Süddeutsche Zeitung

Pandemie:Last auf den Kinderseelen

Einer Studie zufolge haben sich Ängste und Depressionen während der Pandemie in der jungen Generation verdoppelt. Mädchen und ältere Kinder waren am häufigsten betroffen.

Von Berit Uhlmann

Weltweit hat die Zahl der Kinder und Jugendlichen mit ernsten psychischen Problemen während der Pandemie zugenommen. Seit Sars-CoV-2 das Leben überall auf dem Planeten bestimmt, leiden etwa doppelt so viele junge Menschen an Symptomen einer Depression oder Angststörung wie zuvor. Insgesamt könnte in der jüngsten Generation jeder Vierte eine Depression und jeder Fünfte generalisierte Angstbeschwerden entwickelt haben, schätzten kanadische Wissenschaftlerinnen in einer Meta-Analyse, in die die Daten aus 29 einzelnen Studien mit insgesamt fast 81 000 jungen Teilnehmerinnen und Teilnehmern eingeflossen.
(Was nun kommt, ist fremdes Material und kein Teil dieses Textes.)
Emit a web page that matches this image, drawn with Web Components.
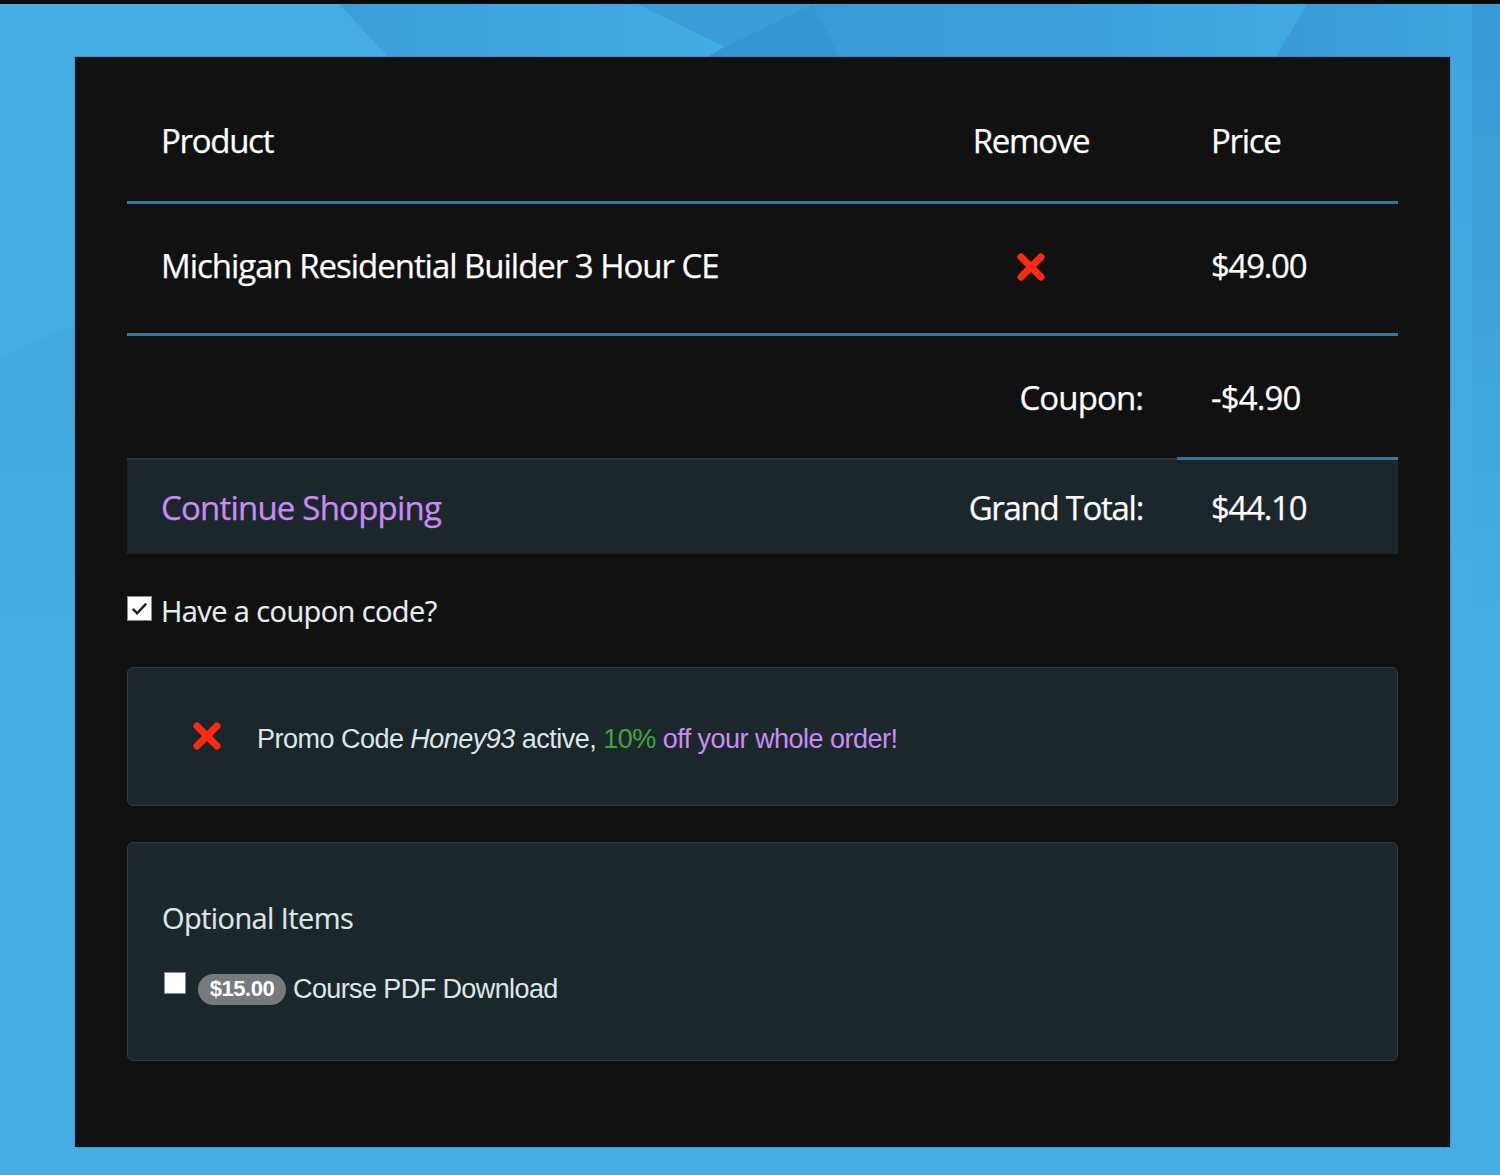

Als Grund für die Zunahme nennen die Forscherinnen um Nicole Racine von der University of Calgary im Fachblatt Jama Pediatrics vor allem die soziale Isolation der jungen Menschen. Sie bedeutete nicht nur eingeschränkte Kontakte zu Freunden, sondern auch, dass Hilfsangebote von Lehrern, Schulpsychologen und Beratern über weite Strecken wegfielen. Schulen sind häufig die erste Anlaufstelle für Kinder mit Problemen, warnen die Autorinnen.

Es ist die erste weltweite Auswertung zur Entwicklung der mentalen Gesundheit junger Menschen während der Pandemie. Die genauen Zahlen sind mit Vorsicht zu interpretieren und nicht ohne Weiteres auf einzelne Länder übertragbar. Sie beruhen lediglich auf den nicht immer zuverlässigen Auskünften der Familien, beziehen nicht alle Regionen der Welt ein und bieten zudem nur eine Momentaufnahme. Dennoch erlauben sie, ein Gefühl dafür zu bekommen, wer in der jungen Generation besonders gefährdet ist.

So zeigt sich in der Analyse, dass Mädchen öfter von Depressions- und Angstsymptomen geplagt wurden als Jungen. Als Ursachen vermuten die Autorinnen eine größere biologische Anfälligkeit, aber auch die Tatsache, dass Mädchen zu einer niedrigeren Selbstsicherheit neigen, häufiger Gewalt erleben und in Teilen der Welt schlechtere Entwicklungschancen haben als ihre männlichen Altersgenossen.

Zudem offenbart die Arbeit, dass Depressionsanzeichen zugleich bei älteren Kindern und Jugendliche häufiger vorkamen. Dies könnte an einer allgemein höheren Anfälligkeit liegen, die mit der Pubertät und deren hormonellen Veränderungen einhergeht. Ein Einflussfaktor könnte aber auch sein, dass die in dieser Altersgruppe besonders wichtigen Kontakte mit Gleichaltrigen wegfielen.

Gestörte Tagesabläufe könnten vor allem die Kleinsten belastet haben

Bei Ängsten zeigte sich dagegen kein ausgeprägter Altersunterschied, allerdings scheinen die Entstehungsmechanismen für kleinere und größere Kinder durchaus unterschiedlich zu sein. Ältere Heranwachsende mit mehr Gespür für ihre Umgebung haben wahrscheinlich deutlicher unter gesundheitlichen Sorgen, Stress und Belastungen in ihren Familien sowie der allgemeinen Unsicherheit gelitten. Für jüngere Kinder dürfte sich vor allem ungünstig ausgewirkt haben, dass tägliche Routinen gestört wurden. Die Psychologinnen raten daher Eltern, verlässliche Abläufe beizubehalten oder neu einzuführen. Zeit für Schulaufgaben, Schlaf, Handyspiele und körperliche Bewegung sollten nach Möglichkeit festen Regeln folgen.

Die ausgewerteten Studien liefern Hinweise, dass psychische Störungen im Laufe der Pandemie eher zunahmen, wobei die Daten, was den Verlauf angeht, lückenhaft sind. Die Autorinnen schließen dennoch den Einfluss der Zeit nicht aus. Es könnte eben auch die Dauer der Einschränkungen und Veränderungen gewesen sein, die immer mehr Kinder zermürbte. Auch einige Belastungen wie finanzielle Verluste der Familien könnten sich erst nach einer gewissen Zeit ausgewirkt haben.

Auf jeden Fall erwarten Racine und Kolleginnen, dass in naher Zukunft mehr Kinder psychische Beratungen und Behandlungen brauchen werden - und mahnen, die Ressourcen dafür bereitzustellen.